(WHAT TO WORK ON): Return every line of the material exactly.

===== DATA SECTION

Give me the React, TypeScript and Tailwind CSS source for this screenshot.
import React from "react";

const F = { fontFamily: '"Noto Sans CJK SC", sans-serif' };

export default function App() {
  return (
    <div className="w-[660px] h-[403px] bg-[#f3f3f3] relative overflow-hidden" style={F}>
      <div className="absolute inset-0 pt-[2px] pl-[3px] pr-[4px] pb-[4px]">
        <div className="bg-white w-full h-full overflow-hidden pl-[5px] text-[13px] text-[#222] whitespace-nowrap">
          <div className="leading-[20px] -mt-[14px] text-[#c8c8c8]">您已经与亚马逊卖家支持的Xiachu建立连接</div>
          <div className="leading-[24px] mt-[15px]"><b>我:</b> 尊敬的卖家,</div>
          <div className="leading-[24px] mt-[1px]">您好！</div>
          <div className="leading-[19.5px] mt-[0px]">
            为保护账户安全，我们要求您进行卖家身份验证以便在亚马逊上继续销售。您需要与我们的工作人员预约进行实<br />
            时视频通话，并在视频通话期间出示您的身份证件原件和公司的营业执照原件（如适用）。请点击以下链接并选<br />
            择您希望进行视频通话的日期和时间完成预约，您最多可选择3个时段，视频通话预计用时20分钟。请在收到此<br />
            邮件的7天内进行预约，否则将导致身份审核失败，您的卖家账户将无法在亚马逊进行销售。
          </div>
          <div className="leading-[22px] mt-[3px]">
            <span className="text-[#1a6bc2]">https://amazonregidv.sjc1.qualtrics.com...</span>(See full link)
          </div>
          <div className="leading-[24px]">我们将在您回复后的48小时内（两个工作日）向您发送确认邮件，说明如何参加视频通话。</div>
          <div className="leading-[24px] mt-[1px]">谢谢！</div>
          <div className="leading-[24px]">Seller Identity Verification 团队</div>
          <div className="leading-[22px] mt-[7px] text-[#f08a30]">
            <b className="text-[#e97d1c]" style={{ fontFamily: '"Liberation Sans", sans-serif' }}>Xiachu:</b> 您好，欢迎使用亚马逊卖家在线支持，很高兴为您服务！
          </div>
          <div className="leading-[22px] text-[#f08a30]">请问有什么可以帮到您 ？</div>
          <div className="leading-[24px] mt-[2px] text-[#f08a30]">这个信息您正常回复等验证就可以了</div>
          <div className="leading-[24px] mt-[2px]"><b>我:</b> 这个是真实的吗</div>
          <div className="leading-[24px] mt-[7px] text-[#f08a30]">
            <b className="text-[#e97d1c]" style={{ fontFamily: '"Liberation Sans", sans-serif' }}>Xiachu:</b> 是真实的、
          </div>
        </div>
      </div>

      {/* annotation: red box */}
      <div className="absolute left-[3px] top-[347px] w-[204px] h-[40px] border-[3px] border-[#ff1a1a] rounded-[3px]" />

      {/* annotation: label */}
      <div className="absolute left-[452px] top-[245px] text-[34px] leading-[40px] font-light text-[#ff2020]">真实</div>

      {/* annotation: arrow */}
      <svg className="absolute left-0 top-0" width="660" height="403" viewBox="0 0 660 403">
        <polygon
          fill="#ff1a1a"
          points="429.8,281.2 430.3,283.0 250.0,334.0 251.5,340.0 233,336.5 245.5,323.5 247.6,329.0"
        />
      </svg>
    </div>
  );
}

==========

(ANSWER TO THIS EXERCISE):
Give me the React, TypeScript and Tailwind CSS source for this screenshot.
import React from "react";

const F = { fontFamily: '"Noto Sans CJK SC", sans-serif' };

export default function App() {
  return (
    <div className="w-[660px] h-[403px] bg-[#f3f3f3] relative overflow-hidden" style={F}>
      <div className="absolute inset-0 pt-[2px] pl-[3px] pr-[4px] pb-[4px]">
        <div className="bg-white w-full h-full overflow-hidden pl-[5px] text-[13px] text-[#222] whitespace-nowrap">
          <div className="leading-[20px] -mt-[14px] text-[#c8c8c8]">您已经与亚马逊卖家支持的Xiachu建立连接</div>
          <div className="leading-[24px] mt-[15px]"><b>我:</b> 尊敬的卖家,</div>
          <div className="leading-[24px] mt-[1px]">您好！</div>
          <div className="leading-[19.5px] mt-[0px]">
            为保护账户安全，我们要求您进行卖家身份验证以便在亚马逊上继续销售。您需要与我们的工作人员预约进行实<br />
            时视频通话，并在视频通话期间出示您的身份证件原件和公司的营业执照原件（如适用）。请点击以下链接并选<br />
            择您希望进行视频通话的日期和时间完成预约，您最多可选择3个时段，视频通话预计用时20分钟。请在收到此<br />
            邮件的7天内进行预约，否则将导致身份审核失败，您的卖家账户将无法在亚马逊进行销售。
          </div>
          <div className="leading-[22px] mt-[3px]">
            <span className="text-[#1a6bc2]">https://amazonregidv.sjc1.qualtrics.com...</span>(See full link)
          </div>
          <div className="leading-[24px]">我们将在您回复后的48小时内（两个工作日）向您发送确认邮件，说明如何参加视频通话。</div>
          <div className="leading-[24px] mt-[1px]">谢谢！</div>
          <div className="leading-[24px]">Seller Identity Verification 团队</div>
          <div className="leading-[22px] mt-[7px] text-[#f08a30]">
            <b className="text-[#e97d1c]" style={{ fontFamily: '"Liberation Sans", sans-serif' }}>Xiachu:</b> 您好，欢迎使用亚马逊卖家在线支持，很高兴为您服务！
          </div>
          <div className="leading-[22px] text-[#f08a30]">请问有什么可以帮到您 ？</div>
          <div className="leading-[24px] mt-[2px] text-[#f08a30]">这个信息您正常回复等验证就可以了</div>
          <div className="leading-[24px] mt-[2px]"><b>我:</b> 这个是真实的吗</div>
          <div className="leading-[24px] mt-[7px] text-[#f08a30]">
            <b className="text-[#e97d1c]" style={{ fontFamily: '"Liberation Sans", sans-serif' }}>Xiachu:</b> 是真实的、
          </div>
        </div>
      </div>

      {/* annotation: red box */}
      <div className="absolute left-[3px] top-[347px] w-[204px] h-[40px] border-[3px] border-[#ff1a1a] rounded-[3px]" />

      {/* annotation: label */}
      <div className="absolute left-[452px] top-[245px] text-[34px] leading-[40px] font-light text-[#ff2020]">真实</div>

      {/* annotation: arrow */}
      <svg className="absolute left-0 top-0" width="660" height="403" viewBox="0 0 660 403">
        <polygon
          fill="#ff1a1a"
          points="429.8,281.2 430.3,283.0 250.0,334.0 251.5,340.0 233,336.5 245.5,323.5 247.6,329.0"
        />
      </svg>
    </div>
  );
}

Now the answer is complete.